6
votes

I have many .csv files that are to be loaded into pandas data-frames, there are at a minimum two delimiters comma and semi colon, and I am unsure of the rest of the delimiters. I understand that the delimeter can be set using

dataRaw = pd.read_csv(name,sep=",")

and

dataRaw = pd.read_csv(name,sep=";")

unfortunately if I was to not specify a delimiter the default is comma which results in a single column data frame for other delimiters. thus is there a dynamic way to allocate a delimiter so that any csv can be passed to pandas? such as try comma or semicolon.
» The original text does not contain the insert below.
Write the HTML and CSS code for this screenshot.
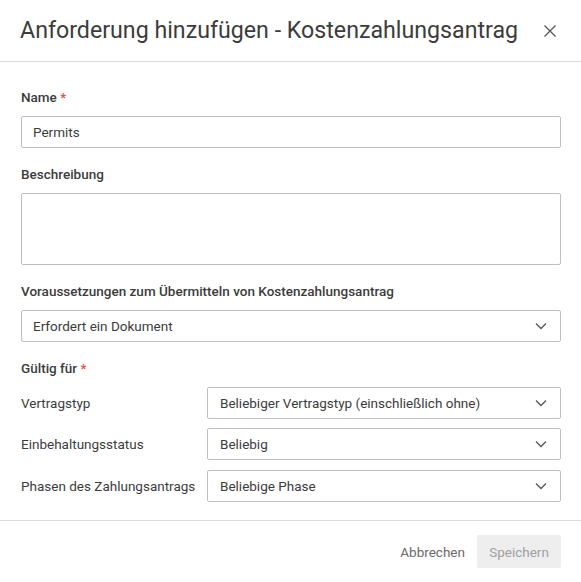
FILE: index.html
```html
<!DOCTYPE html>
<html lang="de">
<head>
<meta charset="utf-8">
<title>Anforderung hinzufügen</title>
<link rel="stylesheet" href="styles.css">
</head>
<body>
<div class="dialog">
  <header class="dlg-header">
    <h1 class="dlg-title">Anforderung hinzufügen - Kostenzahlungsantrag</h1>
    <button class="close" aria-label="Schließen">
      <svg width="14" height="14" viewBox="0 0 14 14"><path d="M1.5 1.5 L12.5 12.5 M12.5 1.5 L1.5 12.5" stroke="#555" stroke-width="1.3" fill="none"/></svg>
    </button>
  </header>
  <main class="dlg-body">
    <div class="field">
      <label class="label">Name <span class="req">*</span></label>
      <div class="input">Permits</div>
    </div>
    <div class="field">
      <label class="label">Beschreibung</label>
      <div class="textarea"></div>
    </div>
    <div class="field">
      <label class="label">Voraussetzungen zum Übermitteln von Kostenzahlungsantrag</label>
      <div class="select"><span>Erfordert ein Dokument</span><svg class="chev" width="12" height="8" viewBox="0 0 12 8"><path d="M1 1.5 L6 6.5 L11 1.5" stroke="#555" stroke-width="1.3" fill="none"/></svg></div>
    </div>
    <div class="field last">
      <label class="label">Gültig für <span class="req">*</span></label>
      <div class="rows">
        <div class="row">
          <span class="row-label">Vertragstyp</span>
          <div class="select"><span>Beliebiger Vertragstyp (einschließlich ohne)</span><svg class="chev" width="12" height="8" viewBox="0 0 12 8"><path d="M1 1.5 L6 6.5 L11 1.5" stroke="#555" stroke-width="1.3" fill="none"/></svg></div>
        </div>
        <div class="row">
          <span class="row-label">Einbehaltungsstatus</span>
          <div class="select"><span>Beliebig</span><svg class="chev" width="12" height="8" viewBox="0 0 12 8"><path d="M1 1.5 L6 6.5 L11 1.5" stroke="#555" stroke-width="1.3" fill="none"/></svg></div>
        </div>
        <div class="row">
          <span class="row-label">Phasen des Zahlungsantrags</span>
          <div class="select"><span>Beliebige Phase</span><svg class="chev" width="12" height="8" viewBox="0 0 12 8"><path d="M1 1.5 L6 6.5 L11 1.5" stroke="#555" stroke-width="1.3" fill="none"/></svg></div>
        </div>
      </div>
    </div>
  </main>
  <footer class="dlg-footer">
    <button class="btn-link">Abbrechen</button>
    <button class="btn-save" disabled>Speichern</button>
  </footer>
</div>
</body>
</html>
```
FILE: styles.css
```css
* { box-sizing: border-box; }
html, body { margin: 0; padding: 0; background: #fff; }
body {
  font-family: Roboto, "Noto Sans", "Liberation Sans", sans-serif;
  color: #3c3c3c;
  font-size: 13.5px;
}
.dialog { width: 581px; height: 582px; display: flex; flex-direction: column; }
.dlg-header {
  height: 62px;
  border-bottom: 1px solid #dcdcdc;
  display: flex;
  align-items: center;
  justify-content: space-between;
  padding: 0 24px 0 20px;
}
.dlg-title {
  margin: 0;
  font-size: 23.2px;
  font-weight: 400;
  color: #3c3c3c;
  line-height: 1;
  padding-top: 1px;
}
.close {
  border: 0; background: none; padding: 0; width: 14px; height: 14px;
  display: flex; align-items: center; justify-content: center; cursor: pointer;
}
.dlg-body { padding: 25px 20px 18px 21px; }
.field { margin-bottom: 16px; }
.field.last { margin-bottom: 0; }
.label {
  display: block;
  height: 20px;
  line-height: 20px;
  font-weight: 500;
  color: #3c3c3c;
  margin-bottom: 9px;
}
.req { color: #ec4a41; }
.input, .select, .textarea {
  border: 1px solid #bfbfbf;
  border-radius: 2px;
  background: #fff;
}
.input {
  height: 32px;
  display: flex;
  align-items: center;
  padding: 0 11px;
  color: #3c3c3c;
}
.textarea { height: 72px; }
.select {
  height: 32px;
  display: flex;
  align-items: center;
  justify-content: space-between;
  padding: 0 13px 0 11px;
  color: #3c3c3c;
}
.chev { flex: none; }
.rows { display: flex; flex-direction: column; gap: 9px; }
.row { display: flex; align-items: center; }
.row + .row + .row { margin-top: 1px; }
.row-label { width: 186px; flex: none; color: #3c3c3c; }
.row .select { flex: 1; padding-left: 12px; }
.dlg-footer {
  flex: 1;
  border-top: 1px solid #dcdcdc;
  display: flex;
  align-items: center;
  justify-content: flex-end;
  padding: 0 20px 0 0;
  gap: 12px;
}
.btn-link {
  border: 0; background: none; padding: 0;
  font: inherit; color: #6a6a6a;
}
.btn-save {
  border: 0; background: #eeeeee; color: #a0a0a0;
  font: inherit;
  height: 33px; width: 84px; border-radius: 2px;
}
```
The pandas documentation doesn't allude to the use of logic in the csv read

2

2 Answers

7
votes

If you have different separators you can use:

dataRaw = pd.read_csv(name,sep=";|,")

is a Regular expression that can handle multiple separators divided by the OR (|) operator.

8
votes

There is actually an answer in pandas documentation (at least, for pandas 0.20.1)

sep : str, default ‘,’

Delimiter to use. If sep is None, the C engine cannot automatically detect the separator, but the Python parsing engine can, meaning the latter will be used automatically. In addition, separators longer than 1 character and different from '\s+' will be interpreted as regular expressions and will also force the use of the Python parsing engine. Note that regex delimiters are prone to ignoring quoted data. Regex example: '\r\t'

This means you can read your files just with

dataRaw = pd.read_csv(name, sep = None, engine = 'python')

This should also work if there are other separators than ';' or '.' among your .csv files (for example, tab-separators).